Mal pode ser uma conjunção. Mal cheguei, tive que sair. Mal é usado na formação de muitos termos adjetivos e substantivos – malfeito, malconstruído; malquerer, maldizer. Etc.
Por essa diversidade semântica, é que os dois termos causam muita dúvida. Uma boa saída é esta – onde couber ‘mau’ (adjetivo), cabe ‘bom’ (o oposto). O mau motorista é um terror. Logo se nota que cabe ‘bom’ – o bom motorista é um auxiliar do trânsito de pessoas e veículos. E onde couber ‘mal’, cabe ‘bem’ (tanto como substantivo ou advérbio). O mal que se causa em não ajudar um necessitado – o bem que se causa em ajudar uma pessoa. A virtude é um bem. A usura é um mal. O bem-aventurado tem o dom de Deus. O malaventurado sofre demais.

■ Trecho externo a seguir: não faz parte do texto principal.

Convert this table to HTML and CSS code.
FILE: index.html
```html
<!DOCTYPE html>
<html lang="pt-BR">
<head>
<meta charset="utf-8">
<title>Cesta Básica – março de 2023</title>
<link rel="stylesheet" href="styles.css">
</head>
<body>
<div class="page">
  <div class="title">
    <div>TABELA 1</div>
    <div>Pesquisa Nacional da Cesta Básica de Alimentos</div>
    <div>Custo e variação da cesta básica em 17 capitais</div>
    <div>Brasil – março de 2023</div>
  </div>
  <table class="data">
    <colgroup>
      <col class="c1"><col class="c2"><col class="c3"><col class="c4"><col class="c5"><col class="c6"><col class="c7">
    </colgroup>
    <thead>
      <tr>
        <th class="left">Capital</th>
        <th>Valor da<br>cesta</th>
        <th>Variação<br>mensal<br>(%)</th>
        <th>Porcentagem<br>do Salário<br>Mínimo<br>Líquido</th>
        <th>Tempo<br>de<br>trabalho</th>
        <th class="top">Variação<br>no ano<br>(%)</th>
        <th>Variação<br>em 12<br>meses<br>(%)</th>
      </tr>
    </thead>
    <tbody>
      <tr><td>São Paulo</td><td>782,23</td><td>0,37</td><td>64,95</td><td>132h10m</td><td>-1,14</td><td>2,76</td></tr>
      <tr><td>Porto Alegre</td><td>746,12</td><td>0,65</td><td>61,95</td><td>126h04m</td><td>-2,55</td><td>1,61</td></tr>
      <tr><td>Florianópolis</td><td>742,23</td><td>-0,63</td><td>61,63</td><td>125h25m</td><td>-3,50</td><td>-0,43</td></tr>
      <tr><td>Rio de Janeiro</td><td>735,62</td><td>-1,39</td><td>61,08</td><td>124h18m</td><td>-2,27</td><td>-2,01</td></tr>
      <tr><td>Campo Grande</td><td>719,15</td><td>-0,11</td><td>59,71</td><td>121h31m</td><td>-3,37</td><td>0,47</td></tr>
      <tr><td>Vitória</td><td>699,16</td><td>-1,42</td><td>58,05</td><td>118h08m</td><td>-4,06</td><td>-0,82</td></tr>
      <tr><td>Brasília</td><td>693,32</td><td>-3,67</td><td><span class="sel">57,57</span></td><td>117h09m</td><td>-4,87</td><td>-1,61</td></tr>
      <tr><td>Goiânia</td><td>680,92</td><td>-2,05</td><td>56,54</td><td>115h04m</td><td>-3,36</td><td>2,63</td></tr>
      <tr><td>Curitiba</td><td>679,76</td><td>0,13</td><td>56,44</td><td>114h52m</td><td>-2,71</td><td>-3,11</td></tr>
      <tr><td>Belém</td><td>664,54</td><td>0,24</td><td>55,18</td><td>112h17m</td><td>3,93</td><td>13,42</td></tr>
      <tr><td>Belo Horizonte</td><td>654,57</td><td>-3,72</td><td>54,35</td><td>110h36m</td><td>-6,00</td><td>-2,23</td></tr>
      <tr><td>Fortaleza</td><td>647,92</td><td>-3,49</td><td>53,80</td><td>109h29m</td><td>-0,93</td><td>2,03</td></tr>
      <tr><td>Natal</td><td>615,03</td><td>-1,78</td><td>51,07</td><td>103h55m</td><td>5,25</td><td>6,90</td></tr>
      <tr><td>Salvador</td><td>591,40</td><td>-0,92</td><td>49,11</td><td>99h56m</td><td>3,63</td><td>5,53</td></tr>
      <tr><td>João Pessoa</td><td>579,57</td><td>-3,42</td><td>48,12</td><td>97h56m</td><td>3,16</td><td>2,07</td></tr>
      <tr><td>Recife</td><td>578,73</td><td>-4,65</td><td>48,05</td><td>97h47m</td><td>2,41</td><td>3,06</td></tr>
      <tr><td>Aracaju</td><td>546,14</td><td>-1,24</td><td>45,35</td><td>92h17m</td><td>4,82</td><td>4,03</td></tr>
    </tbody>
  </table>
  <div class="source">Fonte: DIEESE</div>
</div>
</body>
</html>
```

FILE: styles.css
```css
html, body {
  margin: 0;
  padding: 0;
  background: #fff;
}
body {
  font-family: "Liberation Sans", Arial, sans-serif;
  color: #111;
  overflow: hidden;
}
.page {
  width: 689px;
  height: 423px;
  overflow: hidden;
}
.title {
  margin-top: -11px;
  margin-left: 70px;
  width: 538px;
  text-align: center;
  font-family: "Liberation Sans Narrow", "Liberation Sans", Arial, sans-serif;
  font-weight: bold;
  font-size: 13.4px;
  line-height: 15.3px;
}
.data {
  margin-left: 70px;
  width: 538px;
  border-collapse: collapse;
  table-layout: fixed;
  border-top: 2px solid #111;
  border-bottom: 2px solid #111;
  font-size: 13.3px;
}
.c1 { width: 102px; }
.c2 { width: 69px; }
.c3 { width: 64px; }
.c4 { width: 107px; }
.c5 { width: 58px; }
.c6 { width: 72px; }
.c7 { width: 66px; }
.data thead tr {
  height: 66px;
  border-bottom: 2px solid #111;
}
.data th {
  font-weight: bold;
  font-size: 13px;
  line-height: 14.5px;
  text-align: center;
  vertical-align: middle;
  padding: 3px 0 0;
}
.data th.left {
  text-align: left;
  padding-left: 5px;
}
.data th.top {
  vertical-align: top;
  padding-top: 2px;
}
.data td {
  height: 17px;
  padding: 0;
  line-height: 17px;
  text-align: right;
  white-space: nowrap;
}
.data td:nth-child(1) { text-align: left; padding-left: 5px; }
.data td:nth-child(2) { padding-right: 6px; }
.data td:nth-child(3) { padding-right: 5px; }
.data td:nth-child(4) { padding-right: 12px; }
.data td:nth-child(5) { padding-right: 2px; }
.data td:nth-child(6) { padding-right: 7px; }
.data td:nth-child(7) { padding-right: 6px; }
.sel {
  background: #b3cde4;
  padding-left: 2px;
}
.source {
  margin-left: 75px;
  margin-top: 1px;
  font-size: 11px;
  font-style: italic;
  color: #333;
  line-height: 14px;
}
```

A dúvida também se relaciona ao uso do hífen – Malaventurado ou mal-aventurado? Se há benfeito e bendito, como malfeito, pode haver malaventurado. É que havendo vogal, é preferível que não se use mais o hífen – tudo junto sem alteração.
Um texto recente fala da má-versação ou malversação do dinheiro público – “Dilma e Eduardo Cunha, ambos, são acusados do mal uso do dinheiro público” (sic). Mal uso ou mau uso? Se temos o substantivo ‘uso’, o outro tem que ser adjetivo, por isso ‘mau’, e não mal. Houve um engano. Se transformamos ‘uso’ em adjetivo (usuário), mal pode ficar na frase – o malusuário do dinheiro público. A dúvida agora é quanto ao uso do hífen – mal-usuário ou malusuário? Se existe ‘malconcebido’, por que não existiria malusuário? E seria malconcebido ou mal-concebido? Use malconcebido e malusuário, conforme a nova Reforma. Mauconcebido, não, mas má-concepção. As más palavras, as más companhias, as más horas; o mau-humor, o mau-companheirismo.
Um lembrete final – pela malandragem existente na corrupção, corruptores e corruptos, seres inconvenientes, estão transformando o Brasil em pura ‘cerveroíce’. Durma com essa! Trata-se de um novo termo – o mais perfeito neologismo do Brasil moderno. Não concorda com este professor?